DATA EXCERPT:
###

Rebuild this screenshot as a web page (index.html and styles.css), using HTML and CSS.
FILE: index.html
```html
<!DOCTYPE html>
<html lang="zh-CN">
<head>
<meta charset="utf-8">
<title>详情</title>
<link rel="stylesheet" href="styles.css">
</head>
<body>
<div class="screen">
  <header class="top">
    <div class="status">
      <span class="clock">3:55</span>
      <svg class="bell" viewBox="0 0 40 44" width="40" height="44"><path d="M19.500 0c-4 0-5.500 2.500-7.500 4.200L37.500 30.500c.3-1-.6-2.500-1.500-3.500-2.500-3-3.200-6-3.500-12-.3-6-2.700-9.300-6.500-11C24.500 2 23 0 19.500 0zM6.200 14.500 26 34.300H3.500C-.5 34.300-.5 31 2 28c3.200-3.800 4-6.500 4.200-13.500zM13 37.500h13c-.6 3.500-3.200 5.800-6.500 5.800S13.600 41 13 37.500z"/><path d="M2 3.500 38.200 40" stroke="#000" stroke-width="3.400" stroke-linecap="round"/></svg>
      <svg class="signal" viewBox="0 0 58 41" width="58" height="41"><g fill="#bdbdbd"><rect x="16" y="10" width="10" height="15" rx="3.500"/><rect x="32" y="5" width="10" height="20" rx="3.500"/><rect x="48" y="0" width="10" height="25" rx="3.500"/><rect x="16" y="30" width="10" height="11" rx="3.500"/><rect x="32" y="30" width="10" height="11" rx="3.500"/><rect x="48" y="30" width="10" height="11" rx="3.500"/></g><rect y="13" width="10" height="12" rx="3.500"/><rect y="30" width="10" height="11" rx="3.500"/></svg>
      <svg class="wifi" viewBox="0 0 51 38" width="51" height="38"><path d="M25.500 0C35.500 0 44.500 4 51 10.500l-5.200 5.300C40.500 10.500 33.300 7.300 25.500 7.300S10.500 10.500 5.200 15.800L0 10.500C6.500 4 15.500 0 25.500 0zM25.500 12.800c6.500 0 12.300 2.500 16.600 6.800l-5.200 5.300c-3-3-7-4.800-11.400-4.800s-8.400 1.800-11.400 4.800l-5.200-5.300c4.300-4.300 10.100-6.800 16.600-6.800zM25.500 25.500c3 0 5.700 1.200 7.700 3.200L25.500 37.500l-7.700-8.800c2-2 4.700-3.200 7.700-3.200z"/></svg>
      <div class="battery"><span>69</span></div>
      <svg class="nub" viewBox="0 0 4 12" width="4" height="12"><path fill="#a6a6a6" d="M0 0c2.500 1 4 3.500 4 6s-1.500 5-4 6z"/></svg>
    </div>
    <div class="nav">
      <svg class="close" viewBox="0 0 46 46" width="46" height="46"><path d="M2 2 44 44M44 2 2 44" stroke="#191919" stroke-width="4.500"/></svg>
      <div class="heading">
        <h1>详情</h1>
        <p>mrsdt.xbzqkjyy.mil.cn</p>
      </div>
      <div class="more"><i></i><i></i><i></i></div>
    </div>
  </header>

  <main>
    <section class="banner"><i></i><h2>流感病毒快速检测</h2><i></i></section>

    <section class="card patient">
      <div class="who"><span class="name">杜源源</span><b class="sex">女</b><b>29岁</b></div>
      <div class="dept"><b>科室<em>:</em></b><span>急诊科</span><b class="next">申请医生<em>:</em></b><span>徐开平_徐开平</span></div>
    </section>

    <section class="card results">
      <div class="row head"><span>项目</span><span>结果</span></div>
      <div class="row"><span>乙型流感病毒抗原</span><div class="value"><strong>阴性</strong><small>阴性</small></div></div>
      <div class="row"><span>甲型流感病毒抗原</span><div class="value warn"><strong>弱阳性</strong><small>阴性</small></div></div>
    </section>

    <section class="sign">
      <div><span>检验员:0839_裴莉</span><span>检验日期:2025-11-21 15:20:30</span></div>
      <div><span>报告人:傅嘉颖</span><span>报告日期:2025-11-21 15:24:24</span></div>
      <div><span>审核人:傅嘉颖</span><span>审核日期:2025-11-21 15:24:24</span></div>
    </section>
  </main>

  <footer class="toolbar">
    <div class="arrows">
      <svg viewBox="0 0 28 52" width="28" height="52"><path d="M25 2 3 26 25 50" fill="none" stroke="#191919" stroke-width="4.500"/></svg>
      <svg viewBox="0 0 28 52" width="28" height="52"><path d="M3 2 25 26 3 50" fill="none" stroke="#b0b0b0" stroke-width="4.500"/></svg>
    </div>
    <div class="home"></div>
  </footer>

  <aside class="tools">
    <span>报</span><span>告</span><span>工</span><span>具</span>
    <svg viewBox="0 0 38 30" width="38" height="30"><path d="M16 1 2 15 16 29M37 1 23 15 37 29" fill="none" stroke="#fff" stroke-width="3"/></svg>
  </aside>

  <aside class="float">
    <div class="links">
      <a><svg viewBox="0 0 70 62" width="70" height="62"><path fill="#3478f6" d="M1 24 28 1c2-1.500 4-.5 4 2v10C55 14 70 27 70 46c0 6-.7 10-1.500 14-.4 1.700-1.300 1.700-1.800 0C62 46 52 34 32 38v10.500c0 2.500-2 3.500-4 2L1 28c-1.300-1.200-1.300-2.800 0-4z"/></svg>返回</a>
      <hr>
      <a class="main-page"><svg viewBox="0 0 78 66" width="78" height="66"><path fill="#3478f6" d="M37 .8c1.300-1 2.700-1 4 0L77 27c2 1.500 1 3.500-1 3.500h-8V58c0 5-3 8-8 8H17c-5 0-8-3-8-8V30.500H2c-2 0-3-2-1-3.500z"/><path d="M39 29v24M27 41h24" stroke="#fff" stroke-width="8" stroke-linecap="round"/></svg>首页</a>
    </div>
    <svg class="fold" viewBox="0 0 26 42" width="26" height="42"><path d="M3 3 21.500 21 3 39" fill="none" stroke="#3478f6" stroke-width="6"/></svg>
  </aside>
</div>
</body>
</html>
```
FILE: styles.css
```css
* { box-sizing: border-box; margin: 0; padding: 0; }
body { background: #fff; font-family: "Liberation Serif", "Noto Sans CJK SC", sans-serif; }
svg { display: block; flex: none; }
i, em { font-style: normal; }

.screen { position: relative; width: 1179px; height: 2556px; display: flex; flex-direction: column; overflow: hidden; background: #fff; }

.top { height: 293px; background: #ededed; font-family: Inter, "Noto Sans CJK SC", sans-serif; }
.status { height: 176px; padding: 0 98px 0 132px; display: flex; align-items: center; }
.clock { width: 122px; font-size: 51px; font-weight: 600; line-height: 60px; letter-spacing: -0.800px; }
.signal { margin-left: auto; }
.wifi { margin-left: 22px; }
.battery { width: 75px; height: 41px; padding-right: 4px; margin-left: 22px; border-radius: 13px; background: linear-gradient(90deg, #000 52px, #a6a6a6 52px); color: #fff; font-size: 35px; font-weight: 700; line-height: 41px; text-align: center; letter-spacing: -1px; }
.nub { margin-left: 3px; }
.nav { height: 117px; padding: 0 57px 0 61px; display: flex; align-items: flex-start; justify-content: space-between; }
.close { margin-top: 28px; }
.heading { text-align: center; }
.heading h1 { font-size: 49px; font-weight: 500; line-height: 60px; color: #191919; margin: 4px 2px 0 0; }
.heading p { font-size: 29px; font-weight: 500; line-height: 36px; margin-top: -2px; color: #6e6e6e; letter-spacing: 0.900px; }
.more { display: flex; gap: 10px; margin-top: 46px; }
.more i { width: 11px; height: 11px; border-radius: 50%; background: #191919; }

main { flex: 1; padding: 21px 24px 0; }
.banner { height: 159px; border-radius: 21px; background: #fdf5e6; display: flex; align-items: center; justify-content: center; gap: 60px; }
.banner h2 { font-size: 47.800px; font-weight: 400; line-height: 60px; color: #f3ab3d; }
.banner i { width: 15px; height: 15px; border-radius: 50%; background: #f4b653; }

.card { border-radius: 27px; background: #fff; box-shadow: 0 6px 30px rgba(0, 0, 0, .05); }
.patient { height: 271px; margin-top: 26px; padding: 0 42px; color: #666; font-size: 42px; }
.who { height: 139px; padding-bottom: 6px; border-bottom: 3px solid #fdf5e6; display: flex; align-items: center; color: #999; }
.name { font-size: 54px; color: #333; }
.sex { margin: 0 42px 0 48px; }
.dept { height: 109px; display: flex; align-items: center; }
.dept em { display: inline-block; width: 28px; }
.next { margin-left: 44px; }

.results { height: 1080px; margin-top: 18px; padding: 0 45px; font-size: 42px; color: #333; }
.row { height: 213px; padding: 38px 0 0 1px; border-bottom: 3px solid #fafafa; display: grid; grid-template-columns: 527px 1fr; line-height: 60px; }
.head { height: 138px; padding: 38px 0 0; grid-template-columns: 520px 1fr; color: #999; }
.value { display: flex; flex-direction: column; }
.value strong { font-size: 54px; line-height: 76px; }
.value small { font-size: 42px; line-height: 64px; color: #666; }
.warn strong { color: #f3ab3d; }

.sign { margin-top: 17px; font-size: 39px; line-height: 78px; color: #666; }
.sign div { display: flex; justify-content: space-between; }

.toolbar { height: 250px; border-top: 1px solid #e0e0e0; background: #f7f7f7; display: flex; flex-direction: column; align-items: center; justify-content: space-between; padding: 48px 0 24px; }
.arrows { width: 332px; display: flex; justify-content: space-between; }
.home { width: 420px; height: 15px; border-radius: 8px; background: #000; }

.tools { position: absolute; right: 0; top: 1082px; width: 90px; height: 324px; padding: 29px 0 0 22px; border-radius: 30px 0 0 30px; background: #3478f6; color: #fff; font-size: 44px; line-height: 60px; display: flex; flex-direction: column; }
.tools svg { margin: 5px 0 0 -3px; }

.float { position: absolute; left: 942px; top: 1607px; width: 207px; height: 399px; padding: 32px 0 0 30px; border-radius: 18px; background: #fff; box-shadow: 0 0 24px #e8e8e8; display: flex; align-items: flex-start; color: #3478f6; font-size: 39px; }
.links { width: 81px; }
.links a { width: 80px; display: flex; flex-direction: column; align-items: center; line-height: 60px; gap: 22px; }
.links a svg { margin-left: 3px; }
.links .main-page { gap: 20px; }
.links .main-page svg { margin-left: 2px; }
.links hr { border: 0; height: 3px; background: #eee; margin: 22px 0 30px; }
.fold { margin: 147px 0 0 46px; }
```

###

Which lines contain "page"? Show each of them.

OUTPUT OF THE EXERCISE:
Rebuild this screenshot as a web page (index.html and styles.css), using HTML and CSS.
      <a class="main-page"><svg viewBox="0 0 78 66" width="78" height="66"><path fill="#3478f6" d="M37 .8c1.300-1 2.700-1 4 0L77 27c2 1.500 1 3.500-1 3.500h-8V58c0 5-3 8-8 8H17c-5 0-8-3-8-8V30.500H2c-2 0-3-2-1-3.500z"/><path d="M39 29v24M27 41h24" stroke="#fff" stroke-width="8" stroke-linecap="round"/></svg>首页</a>
.links .main-page { gap: 20px; }
.links .main-page svg { margin-left: 2px; }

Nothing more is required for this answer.